The Utah-based faith, widely known as the Mormon church, long has encouraged self-reliance among members, says Steven Scow, a counselor to the president of the church’s Anthem Hills Stake in Henderson. And while stocking up on food and emergency provisions is a visible aspect of that, Scow also included such things as pursuing an education, caring for health and keeping finances in good order.

“The more we can become temporally and spiritually self-reliant, the better we are able to take care of our families and others,” Scow told the Las Vegas Review-Journal . “Food storage is one aspect of that.”

Charles Clawson, counselor to the president of the Desert Foothills Stake, says church members “are asked to live prudently, live within our means and prepare for unexpected events.”

“When you’re able to provide for yourself," he says, “the more naturally you’re able to turn your attention to those in need.”

The Steeds have been married for almost 19 years and have four children, ages 9 to 15.

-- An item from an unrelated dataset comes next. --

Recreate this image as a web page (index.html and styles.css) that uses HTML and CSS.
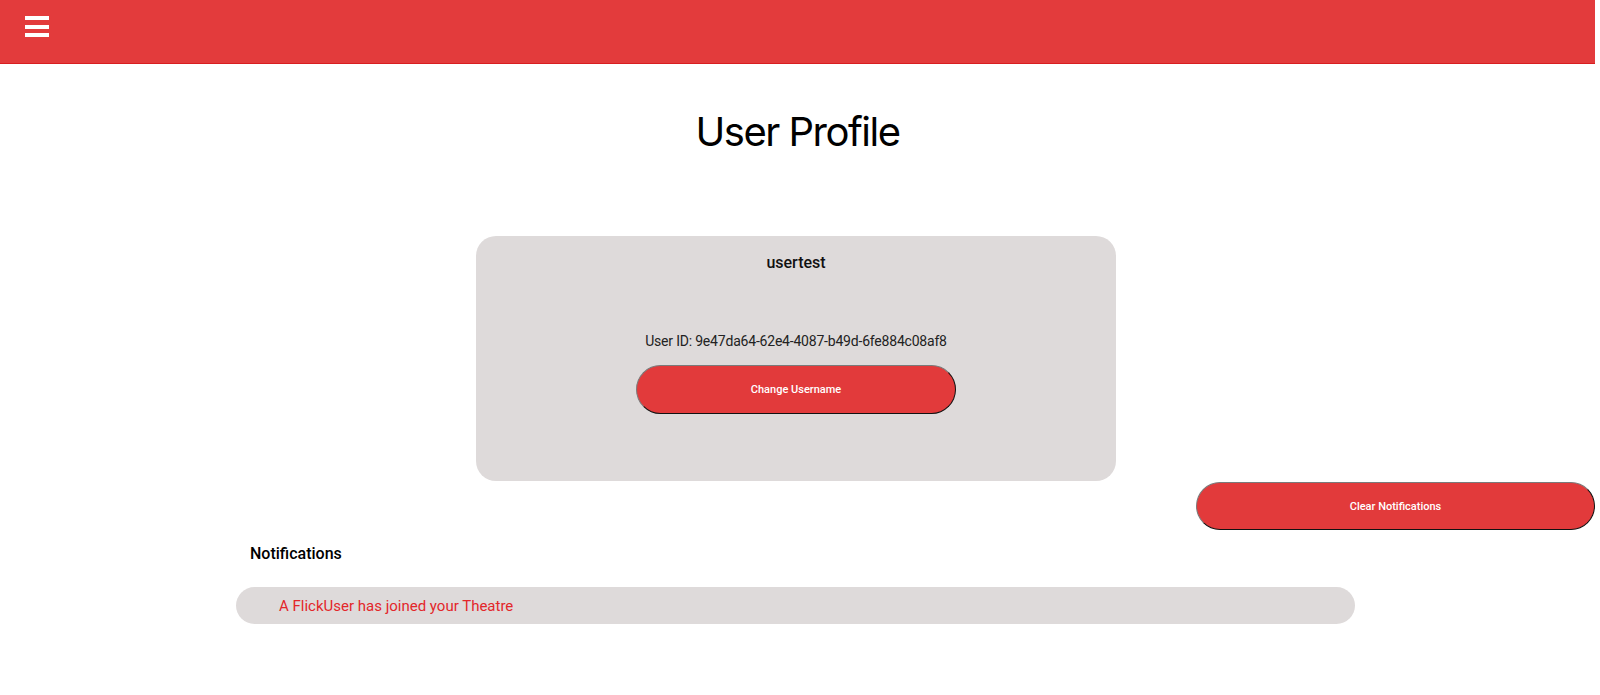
FILE: index.html
```html
<!DOCTYPE html>
<html lang="en">
<head>
<meta charset="utf-8">
<title>User Profile</title>
<link rel="stylesheet" href="styles.css">
</head>
<body>
<div class="page">
  <header class="topbar">
    <button class="menu" aria-label="Menu">
      <span class="bar"></span><span class="bar"></span><span class="bar"></span>
    </button>
  </header>
  <h1 class="title">User Profile</h1>
  <section class="card">
    <div class="username">usertest</div>
    <div class="userid">User ID: 9e47da64-62e4-4087-b49d-6fe884c08af8</div>
    <button class="pill change">Change Username</button>
  </section>
  <div class="clear-row">
    <button class="pill clear">Clear Notifications</button>
  </div>
  <section class="notifications">
    <h2 class="notif-title">Notifications</h2>
    <div class="notif">A FlickUser has joined your Theatre</div>
  </section>
</div>
</body>
</html>
```

FILE: styles.css
```css
html, body {
  margin: 0;
  padding: 0;
  background: #ffffff;
}
body {
  font-family: Roboto, "Liberation Sans", Arial, sans-serif;
  color: #111;
}
.page {
  width: 1595px;
  display: flex;
  flex-direction: column;
}
.topbar {
  height: 63px;
  background: #e33b3c;
  border-bottom: 1px solid #d81e20;
  display: flex;
  align-items: flex-start;
}
.menu {
  margin: 16px 0 0 25px;
  padding: 0;
  border: none;
  background: transparent;
  display: flex;
  flex-direction: column;
  gap: 4.5px;
  cursor: pointer;
}
.bar {
  display: block;
  width: 24px;
  height: 4px;
  background: #ffffff;
}
.title {
  margin: 44px 0 0;
  text-align: center;
  font-family: Inter, "Noto Sans", sans-serif;
  font-weight: 400;
  font-size: 40px;
  line-height: 48px;
  color: #000;
  letter-spacing: -1.5px;
}
.card {
  width: 640px;
  height: 245px;
  box-sizing: border-box;
  margin: 80px 0 0 476px;
  background: #dedada;
  border-radius: 20px;
  padding-top: 17px;
  display: flex;
  flex-direction: column;
  align-items: center;
}
.username {
  font-size: 16px;
  font-weight: 500;
  line-height: 19px;
  color: #111;
}
.userid {
  margin-top: 61px;
  font-size: 14px;
  line-height: 17px;
  letter-spacing: -0.2px;
  color: #222;
}
.pill {
  background: #e23a3b;
  color: #fff;
  font-family: Roboto, "Liberation Sans", Arial, sans-serif;
  font-size: 11px;
  font-weight: 500;
  border-style: solid;
  border-width: 1.5px;
  border-color: #7a7a7a #111 #111 #7a7a7a;
  cursor: pointer;
}
.change {
  margin-top: 15px;
  width: 320px;
  height: 49px;
  border-radius: 25px;
}
.clear-row {
  display: flex;
  justify-content: flex-end;
  margin-top: 1px;
}
.clear {
  width: 399px;
  height: 48px;
  border-radius: 24px;
}
.notifications {
  display: flex;
  flex-direction: column;
}
.notif-title {
  margin: 14px 0 0 250px;
  font-size: 16px;
  font-weight: 500;
  line-height: 19px;
  color: #000;
}
.notif {
  margin: 24px 0 0 236px;
  width: 1119px;
  height: 37px;
  box-sizing: border-box;
  background: #dedada;
  border-radius: 18.5px;
  padding-left: 43px;
  display: flex;
  align-items: center;
  color: #e3262a;
  font-size: 15px;
}
```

Cory Steed, an optometrist, recalled years of advice to prepare for emergencies while he was growing up.

A utility room a few steps from the kitchen holds white food-grade buckets filled with pasta, rice and other staples, as well as jars, boxes and containers filled with food that neatly line shelves.

Holly Steed, a music educator in Las Vegas, says the room serves as a sort of main pantry. When something is needed, it goes into the kitchen pantry or is used outright. Bulk goods — beans, pasta, rice, other grains and foods amenable to long storage — are transferred as needed from the large storage buckets to smaller, kitchen pantry-suitable containers.

Absent are freeze-dried or meals ready to eat and foods often advertised for use in emergencies. Holly Steed says that is because the family members primarily store food they use anyway. Keeping things fresh is just a matter of rotating stock, she says.

“And not just functional (foods),” Cory Steed adds. “We store chocolate brownie mix, just Betty Crocker off the shelf. That has a couple of years’ shelf life.”

“We store what we use and use what we store,” Holly Steed says. “It’s very logical.”

Cory Steed says they look for good deals on case lot sales and that keeping their supply up to date is now more than a habit.

“We don’t think about it,” he says. “It’s just how we live.”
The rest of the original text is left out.